The implementation date is not appropriate, especially if the undue operational complexity of consolidating daily LCR is maintained in the draft guidelines. The implementation date should be:
- Either sufficiently postponed to give time to institutions to comply with the guidelines;
- Either maintained if the guidelines are amended such that quarterly LCR is a monthly average LCR.
At present, it is not clear whether firms would be expected to disclose information on the LCR from June 2017 or whether this might be the date from which the guidelines apply with disclosure envisaged from a later date. We would note in addition that in June 2017, under the LCR transitional arrangements firms will be required to meet 90% of their LCR requirements and that it might be clearer for users therefore if disclosure was to commence from 2018 when firms will have to meet their LCR requirements in entirety.
In accordance with CRR article 433, institutions shall pay particular attention to the need to disclose more frequently than annually items that can be prone to rapid change. However this provision seems particularly flawed and we do not see the interest to leave this flexibility which could potentially create level playing field issues.
Accordingly we are in favour of option B in the CP “not to make any consideration for a special attention”.
This qualitative disclosure template departs significantly from the BCBS Pillar 3 Disclosure requirements with regards to the type of information required, the level of granularity and, unlike the Basel approach, does not give banks the flexibility to choose the relevant information to disclose. The EBA should align with the Basel approach and allow respondents to provide their own qualitative inputs which will vary depending on their business model and degree of liquidity and funding risks to which they are exposed. Requiring EU banks to provide additional, potentially highly sensitive material could distort the global level playing field and exacerbate any market confidence issues affecting credit institutions.
In addition we note that two of the qualitative requirements are remarkably similar to what is required by the European Central Bank as part of the ICAAP and ILAAP submission process. Such statements contain sensitive information and are duplicative requirements which would not provide any additional insight or value to market participants.
See our response to Q8.
The granularity level of disclosure required in this template is too stringent and could be irrelevant. We believe that it is important to leave banks more flexibility on giving qualitative information. The most relevant issues on the LCR could not be the same for different banks and categorising the information in so detailed items could lead to misunderstanding. We propose to remove this template from the disclosure requirements.

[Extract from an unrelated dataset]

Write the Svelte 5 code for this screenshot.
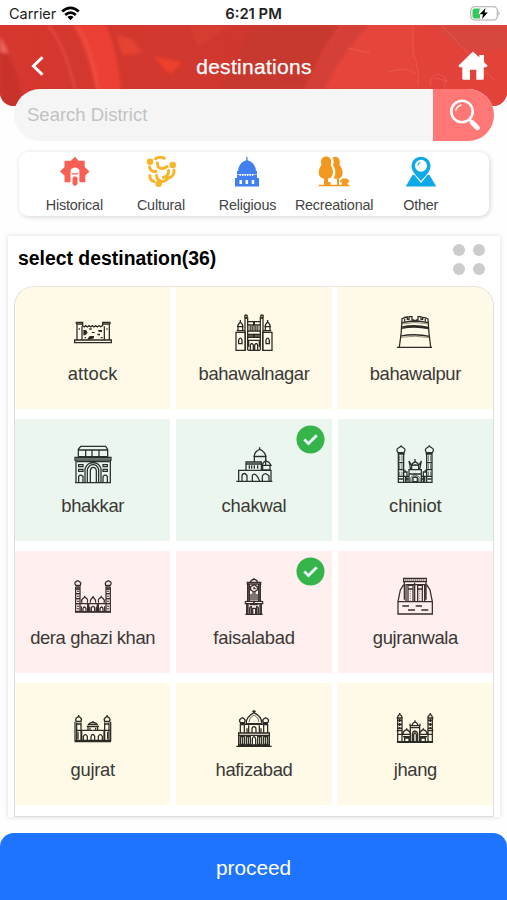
<script>
  const categories = ['Historical', 'Cultural', 'Religious', 'Recreational', 'Other'];

  const places = [
    { name: 'attock', tone: 'cream', box: '187 81 120 120', track: 0.15 },
    { name: 'bahawalnagar', tone: 'cream', box: '672 81 120 120' },
    { name: 'bahawalpur', tone: 'cream', box: '437 81 120 120' },
    { name: 'bhakkar', tone: 'mint', box: '187 87 120 120' },
    { name: 'chakwal', tone: 'mint', box: '672 87 120 120', track: -0.2, picked: true },
    { name: 'chiniot', tone: 'mint', box: '437 87 120 120', track: -0.1 },
    { name: 'dera ghazi khan', tone: 'rose', box: '187 84 120 120' },
    { name: 'faisalabad', tone: 'rose', box: '672 84 120 120', track: -0.25, picked: true },
    { name: 'gujranwala', tone: 'rose', box: '437 84 120 120' },
    { name: 'gujrat', tone: 'cream', box: '217 84 120 120', track: -0.3 },
    { name: 'hafizabad', tone: 'cream', box: '702 84 120 120', track: -0.3 },
    { name: 'jhang', tone: 'cream', box: '428 84 120 120' }
  ];
</script>

<main>
  <div class="status">
    <div class="carrier">
      <span>Carrier</span>
      <svg width="19" height="15" viewBox="0 0 19 15" fill="none" stroke="#000" stroke-width="2.700">
        <path d="M1.2 5.5Q9.500 -1.900 17.800 5.500M4.200 8.900Q9.500 4.200 14.800 8.900" />
        <path d="M6.400 11Q9.500 8.300 12.600 11L9.500 14.300Z" fill="#000" stroke="none" />
      </svg>
    </div>
    <b>6:21 PM</b>
    <svg class="battery" width="31" height="15" viewBox="0 0 31 15">
      <rect x=".8" y=".8" width="26.500" height="13.200" rx="3.800" fill="#fff" stroke="#aaa" stroke-width="1.100" />
      <path d="M4.500 2.500H10L8.500 8H10V12.500H4.500Q2.500 12.500 2.500 10.500V4.500Q2.500 2.500 4.500 2.500Z" fill="#35c759" />
      <path d="M15.500 2L9.700 8.300H13L12 13L17.800 6.500H14.500Z" fill="#000" />
      <path d="M28.500 5Q31 7.400 28.500 9.800Z" fill="#aaa" />
    </svg>
  </div>

  <header>
    <svg class="texture" width="507" height="81" viewBox="0 0 507 81" preserveAspectRatio="none">
      <defs>
        <linearGradient id="ground" x1="0" x2="1" y1="0" y2="0">
          <stop offset="0" stop-color="#d6372f" />
          <stop offset=".5" stop-color="#cf382e" />
          <stop offset=".72" stop-color="#e2433a" />
          <stop offset="1" stop-color="#e34239" />
        </linearGradient>
        <filter id="soft" x="-10%" y="-10%" width="120%" height="120%"><feGaussianBlur stdDeviation="1.500" /></filter>
      </defs>
      <rect width="507" height="81" fill="url(#ground)" />
      <g filter="url(#soft)">
        <path d="M0 15Q18 42 24 81H0Z" fill="#c9322c" />
        <path d="M0 12Q9 25 8 29L0 27Z" fill="#ec625a" />
        <path d="M72 0Q88 22 99 81H122Q119 30 106 0Z" fill="#ec4134" />
        <path d="M48 0Q65 20 75 64" fill="none" stroke="#f0574c" stroke-width="1.300" />
        <path d="M76 0Q91 20 98 64" fill="none" stroke="#f0665d" stroke-width="1" />
        <path d="M117 10L132 14L142 28L122 30Z" fill="#e64231" />
        <path d="M153 31L181 37L172 49L166 46Z" fill="#ee4029" />
        <path d="M189 0L198 22L230 0Z" fill="#d63c32" />
        <path d="M253 0H340Q315 31 307 64H220Z" fill="#c7372e" />
        <path d="M343 0Q322 25 304 64H325Q342 27 370 0Z" fill="#d44138" />
        <path d="M370 0Q342 27 325 64H418L413 0Z" fill="#e5443a" />
        <path d="M430 0H507V25L467 26Z" fill="#d8463e" />
      </g>
      <path d="M413 0V28Q420 45 418 61M441 0L463 23L494 55M430 61Q431 48 438 49Q450 51 444 62M434 53L448 56M348 23L370 28M388 47Q408 41 416 49" fill="none" stroke="#ec6961" stroke-width="1" opacity=".55" />
    </svg>
    <div class="bar">
      <svg width="14" height="22" viewBox="0 0 14 22" fill="none" stroke="#fff" stroke-width="3"><path d="M11.500 2.200L2.500 11L11.500 19.800" /></svg>
      <h1>destinations</h1>
      <svg width="30" height="30" viewBox="0 0 30 30" fill="#fff"><path d="M15 .5L21.300 6.500V4H26V11L29.700 14.700L28.300 16.300H25.800V27.500Q25.800 28.700 24.600 28.700H18.300V18.800H12V28.700H5.500Q4.300 28.700 4.300 27.500V16.300H1.700L.3 14.700Z" /></svg>
    </div>
  </header>

  <div class="search">
    <span>Search District</span>
    <div class="go">
      <svg width="34" height="34" viewBox="0 0 34 34" fill="none" stroke="#fff">
        <circle cx="14" cy="12.500" r="10.700" stroke-width="2.500" />
        <path d="M7.500 11.500Q9 7 13.500 6" stroke-width="1.400" />
        <path d="M21 20L24 23" stroke-width="2.500" />
        <path d="M24.300 23.700L29.300 28.700" stroke-width="5" stroke-linecap="round" />
      </svg>
    </div>
  </div>

  <nav>
    {#each categories as c}
      <div class="cat">
        <svg width="32" height="32" viewBox="0 0 32 32">
          {#if c === 'Historical'}
            <path fill="#f95f53" d="M17 .7L20.500 4.800H26.700V11L31.500 15.500L27.300 19.500V26.300H21.400V15Q21.400 12 17 11.500Q12.500 12 12.500 15V26.300H6.500V19.500L2 15.500L6.500 11V4.800H13Z" />
            <path fill="#f95f53" d="M13.800 17.300H20.200V18.500H13.800ZM14.500 22Q17 18.700 19.500 22V28L17 30.300L14.500 28Z" />
          {:else if c === 'Cultural'}
            <g fill="none" stroke="#f9b52a" stroke-width="3" stroke-linecap="round">
              <path d="M10.500 2.800Q15 .2 19.300 2.300M4.500 11Q5.500 16 11 15.500M12.500 7Q12 12.500 17 12.500Q19.500 12.500 22 10.500M29 14Q29.500 20.500 23.500 22M23.500 14.500Q24 20 18.500 21.500M5 19.500Q4.500 24.500 9 25.500M11.500 19.500Q12 24 16.500 25.500Q20 26 22 23" />
            </g>
            <g fill="#f9b52a"><circle cx="5" cy="5.800" r="3.300" /><circle cx="27.700" cy="9" r="3.300" /><circle cx="13.700" cy="27.700" r="3.300" /></g>
          {:else if c === 'Religious'}
            <path fill="#4280f0" d="M15.200 1H16.500V4.200Q23 6 24.800 13V15H26V18H6V15H7.200V13Q9 6 15.200 4.200ZM6 18.500H26V22H28V30.500H4V22H6Z" />
            <path d="M8.500 19H23.500" stroke="#fff" stroke-width="2.200" stroke-dasharray="1.300 1.200" />
            <path d="M9.700 24V28M15.800 24V28M22 24V28" stroke="#fff" stroke-width="2.500" />
          {:else if c === 'Recreational'}
            <path fill="#f3981f" d="M8 .5C12.500.5 14.300 4.500 12.500 9C16.500 14 15.500 22 10 22.500V26H12.500V28.700H19V22.800C16.500 22.800 15.500 22 15.500 22C18.500 18 17.500 12.500 15 9.500C16.300 6 15.500 3 14.500 1.500C19-.8 23 2 21.500 9C26 14 25.500 21.500 21 22.500V28.700H24V26.500H22.300V24.500L24.500 22.500H29L31 24.500V26.500H29.500V28.700H31.500V30.200H.7V28.700H6V22.500C-.5 22-.5 14 3.500 9C2 4.500 4 .5 8 .5Z" />
          {:else}
            <path fill="#0da9e8" fill-rule="evenodd" d="M16 .8C21.300.8 25.500 5 25.500 10C25.500 16 20 20 16 25C12 20 6.500 16 6.500 10C6.500 5 10.700.8 16 .8ZM16 3.700A6 6 0 1 0 16 15.700A6 6 0 1 0 16 3.700ZM7.500 19H9.500L16 27L22.500 19H24.500L31.300 30.500H.7Z" />
            <path d="M12.800 9.500Q13.200 7 15.500 6.500" fill="none" stroke="#0da9e8" stroke-width="1.200" />
          {/if}
        </svg>
        <span>{c}</span>
      </div>
    {/each}
  </nav>

  <section>
    <div class="title">
      <h2>select destination(36)</h2>
      <div class="dots"><i></i><i></i><i></i><i></i></div>
    </div>
    <div class="grid">
      {#each places as p}
        <div class="tile {p.tone}">
          <svg class="art" width="40" height="40" viewBox={p.box}>
            {#if p.name === 'attock'}
              <path d="M197 117V112H216V122L221 126L225 122L230 126L235 122L240 126L245 122L250 126L255 122L260 126L265 122L270 125L276 122V112H298V117M199 118V165M214 124V165M281 124V165M296 118V165M192 165H302V173H192ZM197 117H216M276 117H298" />
              <path d="M218 135H226L231 143L224 151H218ZM237 153H250V160L236 164L230 162ZM262 135H274V142L264 140ZM260 146H268V151H260ZM244 141H252V144H244Z" fill="#2b2b24" stroke="none" />
              <path d="M206 130V134M289 130V134M222 158H226M270 158H276M236 132H243" />
            {:else if p.name === 'bahawalnagar'}
              {#each [0, 1] as side}
                <g transform={side ? 'matrix(-1 0 0 1 1464 0)' : undefined}>
                  <path d="M678 142H706V196H678ZM684 137V125H698V137M680 137H704M683 125Q684 117 691 111Q698 117 699 125ZM691 105V112M686 165Q691 154 696 165V176H686ZM703 99H713V195M705 99V195" />
                  <circle cx="708" cy="94" r="4" />
                  <path d="M713 110H733V120H713M713 138H732M713 148H732V157H713M716 185V166H732M713 196H732M721 194V180Q725 171 730 180V194M722 123V136M728 123V136" />
                  <path d="M713 122H733V136H713Z" fill="#777368" stroke="none" opacity=".6" />
                  <path d="M713 150H733V156H713Z" fill="#2b2b24" stroke="none" opacity=".75" />
                </g>
              {/each}
            {:else if p.name === 'bahawalpur'}
              <path d="M443 187H548M450 186Q457 146 458 101Q466 96 474 96V103H479V95H488V105H493V108H501V105H506V95H515V103H520V97Q530 98 536 102Q538 146 544 186" />
              <path d="M458 113Q497 103 537 113M456 126Q497 118 538 127M456 130Q497 122 538 131M453 153Q497 145 542 154M466 101V109M528 101V109" />
              <path d="M458 117Q497 108 537 117M454 157Q497 150 542 158" stroke-width="1.500" />
            {:else if p.name === 'bhakkar'}
              <path d="M210 94H285L291 103V125H203V103ZM203 105H291M225 106V125M244 106V125M265 106V125M193 127H301V135H193ZM196 136V203H299V136M193 203H301" />
              <path d="M198 140H297M230 201V163Q236 149 247 149Q259 149 264 163V201M223 201V161Q229 144 247 143Q266 144 271 161V201M239 201V167Q240 157 247 157Q256 157 257 167V201M204 149H217V155H204ZM204 163H217V169H204ZM277 149H290V155H277ZM277 163H290V169H277ZM204 201V184Q210 177 217 184V201M277 201V184Q284 177 290 184V201" />
              <path d="M196 129H299V134H196Z" fill="#6c7470" stroke="none" />
            {:else if p.name === 'chakwal'}
              <path d="M679 199H787M686 198V166H724M696 198V181Q702 170 711 181V198M708 166V141H754V166M708 147H754M718 151V161M725 151V161M733 151V161M743 151V161M733 140V125H767V150M732 124Q735 108 749 103Q764 109 768 124ZM749 97V104M756 151Q759 141 768 137Q779 141 783 151ZM768 131V137M758 153V165H780V153M754 166H783V198M724 166H756M727 198V181Q732 173 740 182Q749 195 748 198M757 198V183Q765 169 777 183V198" />
            {:else if p.name === 'chiniot'}
              {#each [0, 1] as side}
                <g transform={side ? 'matrix(-1 0 0 1 995 0)' : undefined}>
                  <path d="M446 113Q439 103 447 99L455 94L463 99Q470 103 464 113ZM455 91V96M447 114V202M463 114V202M445 117H466M447 143H463M447 164H463M445 202H498M447 184H478M463 171H473V202M479 202V164H498M479 177H498M484 164L479 138L487 151L498 150M487 162V150Q488 145 498 140" />
                  <path d="M451 121V139M458 121V139M451 146V162M458 146V162M451 170V182M458 170V182M483 201V190Q486 181 498 180M488 201V190Q491 185 498 185" stroke-width="2" />
                  <path d="M467 164V170M469 185V200M448 192H461M467 192H478" />
                </g>
              {/each}
              <path d="M497 132V140M491 187H504V200H491Z" />
            {:else if p.name === 'dera ghazi khan'}
              {#each [0, 1] as side}
                <g transform={side ? 'matrix(-1 0 0 1 494 0)' : undefined}>
                  <path d="M195 112Q190 104 196 101L201 98L207 101Q213 106 208 112ZM195 117H208V190M195 117V190M193 112H211M195 123H208M195 137H208M195 152H208M195 167H208M193 192H247M208 167H247" />
                  <path d="M202 120V188" stroke-width="6" stroke-dasharray="2 3" />
                  <path d="M214 164Q211 156 216 152L222 147L229 152Q233 157 230 164M239 164Q238 154 247 148M222 143V148M212 190V175M217 190V181Q221 173 226 181V190M232 168V190M237 190V176M242 190V180Q244 175 247 175" />
                  <path d="M193 189H247V193H193ZM229 169H236V190H229Z" fill="#372d2d" stroke="none" />
                </g>
              {/each}
              <path d="M247 144V150" />
            {:else if p.name === 'faisalabad'}
              {#each [0, 1] as side}
                <g transform={side ? 'matrix(-1 0 0 1 1464 0)' : undefined}>
                  <path d="M710 103H732M713 105V158M718 108V158M710 108H732M709 160H732V167H706V161ZM710 168V199M706 199H732M719 199V182Q719 176 724 176V199M714 168V199M719 170H732" />
                  <path d="M723 138V157M729 133V157M721 103Q723 95 732 94" />
                </g>
              {/each}
              <path d="M732 90V95M732 110L742 116V126L732 132L722 126V116ZM732 116V122H737M728 199V181H737V199" />
              <path d="M711 108H717V158H711ZM747 108H753V158H747Z" fill="#372d2d" stroke="none" opacity=".65" />
            {:else if p.name === 'gujranwala'}
              <path d="M463 91H531V101H463ZM465 101V155M530 101V155M463 110L453 126L446 161H549L542 126L532 110M446 161V198H549V161M470 160V110H526V160M474 112H491V160M503 112H519V160M476 112V160M505 112V160M475 123H490M504 123H518M496 104V160M459 174H479M499 174H518M476 186H497M516 186H537" />
              <path d="M468 96H528" stroke-dasharray="3 3" />
              <path d="M483 128V158M511 128V158" stroke-width="2" stroke-dasharray="3 4" />
            {:else if p.name === 'gujrat'}
              {#each [0, 1] as side}
                <g transform={side ? 'matrix(-1 0 0 1 553 0)' : undefined}>
                  <path d="M227 124Q223 119 227 114L234 109L240 114Q245 119 240 124ZM234 105V110M225 125H243M228 128V181M241 128V181M228 132H241M225 151H276M225 181H277M222 185H277M243 151V181M248 180V169Q254 159 260 169V180M271 180V169Q273 163 277 163M262 150V140H276M258 139H277" />
                  <path d="M262 136Q265 128 277 127M268 143V149M232 155V178M223 125V184" />
                </g>
              {/each}
              <path d="M277 123V128M265 133H289" />
              <path d="M223 181H331V186H223Z" fill="#2b2b24" stroke="none" />
            {:else if p.name === 'hafizabad'}
              {#each [0, 1] as side}
                <g transform={side ? 'matrix(-1 0 0 1 1524 0)' : undefined}>
                  <path d="M709 199H762M714 195H762M716 160V195M714 159H762M714 166H762M721 159V134H733V159M720 131H735M721 128Q716 122 721 117L727 113L733 117Q738 122 733 128ZM735 133H762M739 131Q737 111 762 98M746 136V158M756 158V147Q757 140 762 140M741 145V158M721 170H733V193H721ZM739 170H751V193H739ZM757 193V177Q758 170 762 170M727 171V192M745 171V192" />
                  <path d="M747 127Q746 113 762 105" stroke-width="2" />
                </g>
              {/each}
              <path d="M762 90V99M757 94H767M737 131H787" />
            {:else}
              {#each [0, 1] as side}
                <g transform={side ? 'matrix(-1 0 0 1 976 0)' : undefined}>
                  <path d="M435 187H488M436 111Q437 107 442 103Q448 107 449 111V187M436 111V187M442 99V104M433 114H451M436 121H449M436 133H449M436 145H449M433 152H451M436 163H449M449 161V152Q450 150 451 151M450 163H474M452 162Q452 153 463 149Q473 153 474 162M463 145V150M474 186V137H488M474 143H488M473 137V131M479 137Q479 130 488 126M457 186V174H470V186M452 170H472M480 186V160Q481 154 488 153M484 186V164Q485 159 488 159" />
                  <path d="M442 117V148" stroke-width="5" stroke-dasharray="3 3" />
                  <path d="M434 183H488V188H434Z" fill="#2b2b24" stroke="none" />
                </g>
              {/each}
              <path d="M488 121V128" />
            {/if}
          </svg>
          <span style:letter-spacing="{p.track ?? -0.4}px">{p.name}</span>
          {#if p.picked}
            <svg class="check" width="29" height="29" viewBox="0 0 29 29">
              <circle cx="14.500" cy="14.500" r="14" fill="#35b44a" />
              <path d="M8.300 14.500L12.500 18.500L20.800 10.300" fill="none" stroke="#e4f4f7" stroke-width="3" />
            </svg>
          {/if}
        </div>
      {/each}
    </div>
  </section>

  <footer>proceed</footer>
</main>

<style>
  :global(body) { background: #fff; }
  main {
    width: 507px;
    height: 900px;
    overflow: hidden;
    display: flex;
    flex-direction: column;
    background: #fefefe;
    font-family: "Liberation Sans", Arial, sans-serif;
  }
  h1, h2 { margin: 0; }
  svg { display: block; flex: none; }
  .status {
    height: 25px;
    flex: none;
    box-sizing: border-box;
    padding: 2px 6px 0 9px;
    display: grid;
    grid-template-columns: 1fr auto 1fr;
    align-items: center;
    background: #fff;
    font: 14.5px Inter, sans-serif;
    color: #222;
  }
  .carrier { display: flex; align-items: center; gap: 5px; }
  .carrier span { letter-spacing: -0.05px; }
  .status b { font-weight: 600; font-size: 14.8px; padding-right: 3px; }
  .battery { justify-self: end; }
  header {
    height: 81px;
    flex: none;
    display: grid;
    overflow: hidden;
    border-radius: 0 0 14px 14px;
    background: #d6372f;
  }
  .texture, .bar { grid-area: 1 / 1; }
  .bar {
    z-index: 1;
    height: 81px;
    box-sizing: border-box;
    padding: 0 19px 0 31px;
    display: grid;
    grid-template-columns: 30px 1fr 30px;
    align-items: center;
  }
  .bar h1 {
    text-align: center;
    font-size: 21px;
    font-weight: 400;
    letter-spacing: 0.3px;
    color: #fff;
    -webkit-text-stroke: 0.25px #fff;
    padding: 2px 11px 0 0;
  }
  .search {
    position: relative;
    z-index: 2;
    flex: none;
    height: 52px;
    margin: -17px 13px 0 14px;
    border-radius: 26px;
    overflow: hidden;
    display: flex;
    align-items: center;
    justify-content: space-between;
    background: #f5f5f5;
    color: #c2c2c2;
    font-size: 18.5px;
  }
  .search span { padding-left: 13px; }
  .go {
    width: 61px;
    height: 52px;
    box-sizing: border-box;
    padding: 10px 0 0 15px;
    background: #ff7875;
  }
  nav {
    flex: none;
    height: 64px;
    box-sizing: border-box;
    margin: 11px 18px 0 19px;
    padding: 4px 26px 0 12px;
    border-radius: 9px;
    background: #fff;
    box-shadow: 1px 1px 5px rgba(0, 0, 0, 0.17);
    display: grid;
    grid-template-columns: repeat(5, 86.6px);
  }
  .cat { display: flex; flex-direction: column; align-items: center; }
  .cat span {
    margin-top: 9px;
    font-size: 14.4px;
    line-height: 17px;
    letter-spacing: -0.2px;
    color: #444;
    white-space: nowrap;
  }
  section {
    flex: none;
    height: 581px;
    box-sizing: border-box;
    margin: 20px 7px 0 8px;
    padding: 0 6px;
    background: #fff;
    box-shadow: 0 0 5px rgba(0, 0, 0, 0.14);
    display: flex;
    flex-direction: column;
  }
  .title {
    height: 51px;
    flex: none;
    box-sizing: border-box;
    padding: 8px 9px 0 4px;
    display: flex;
    justify-content: space-between;
  }
  h2 { font-size: 19.4px; line-height: 28px; font-weight: 700; color: #000; }
  .dots { display: grid; grid-template-columns: 12px 12px; gap: 7px 8px; align-content: start; }
  .dots i { width: 12px; height: 12px; border-radius: 50%; background: #ccc; }
  .grid {
    flex: 1;
    border: 1px solid #dedede;
    border-top: 0;
    border-radius: 20px 20px 0 0;
    overflow: hidden;
    box-shadow: 0 -1px 0 #e8e4da;
    display: grid;
    grid-template-columns: repeat(3, 1fr);
    grid-auto-rows: 122px;
    gap: 10px 6px;
  }
  .tile {
    position: relative;
    display: flex;
    flex-direction: column;
    align-items: center;
    box-sizing: border-box;
    padding-top: 25px;
  }
  .cream { background: #fff9e8; --ink: #2b2b24; }
  .mint { background: #ebf6ee; --ink: #29302c; }
  .rose { background: #ffefee; --ink: #372d2d; }
  .art { fill: none; stroke: var(--ink); stroke-width: 3.800; }
  .tile span {
    margin-top: 10px;
    font-size: 18.4px;
    line-height: 24px;
    color: #3a3935;
    white-space: nowrap;
  }
  .check { position: absolute; top: 6px; right: 7px; }
  footer {
    flex: none;
    height: 67px;
    margin-top: 16px;
    padding-top: 2px;
    box-sizing: border-box;
    border-radius: 14px 14px 0 0;
    background: #1f74ff;
    color: #fff;
    font-size: 20.8px;
    display: flex;
    align-items: center;
    justify-content: center;
  }
</style>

We believe the requirement to publicly disclose all components of the ratio, including unweighted and weighted ones, additionally to the split between operational and non-operational deposits, stable and less stable deposits is over-prescriptive as we think it is the role of competent authorities to judge whether the LCR is properly computed, and not the role of market participants.
Information required in Annex II implies that users of financial statements are very familiar with the detailed LCR rules and definitions and could lead to misunderstanding. We strongly believe that providing the LCR in percentage, or at most the data on inflows, outflows and total HQLA on a gross basis would be largely sufficient.
We do not see any other item to be added to the LCR disclosure template.
We do not have any comments.
The FBF does not agree with the suggested approach which is based on averaged values over daily observations based on the reporting templates. The EBA rightly points out the problem of operational feasibility which is a high concern for our members. In order to have the best data quality as possible, a significant part of the data for the LCR is extracted from accounting systems and is produced only monthly. The calculation of a daily LCR will then necessary be based on proxies. Moreover these daily calculations are neither reconciled with accountancy nor audited by competent authorities. We strongly believe the disclosure requirement should be based on the best data quality possible and not on proxies.
If the average daily calculation aims at demonstrating that banks comply with LCR at any time instead of window dressing at end of month, banks can use additional monitoring tools (roll of the funding, funding gaps) to attest that their LCR is managed on a way that is fully compliant each day. Moreover we believe that daily calculation has no added value for end users.
All prudential ratios (capital, liquidity, leverage) should be met at any time by institutions. This does not mean that, for public disclosure purposes, they should be requested to be calculated on a daily basis.
The FBF supports the policy option 3B, and a disclosure of the average of the monthly LCR, which is already reported to the supervisor.
We do not have any comments.
As already said before, the FBF supports policy options:
- Option 1B: a single disclosure template for all institutions, provided that it applies only to consolidating entities ;
- Option 2B: see our response to Q4 ;
- Option 3B: to rely upon metrics based on monthly reporting observations, which are reconciled with accountancy and audited by the supervisor.
In addition the FBF does not share the view of the EBA that additional costs incurred in producing the disclosed data is expected to be limited as the disclosure data can be directly extracted from the ITS on liquidity supervisory reporting. This statement can only be accurate if LCR disclosure will rely on monthly averages, which are already reported to supervisors.
As already said above, the FBF does not agree to apply disclosure requirement at solo level. LCR disclosure requirement should be aligned with BCBS general Pillar III disclosure requirement that apply at the consolidated level only.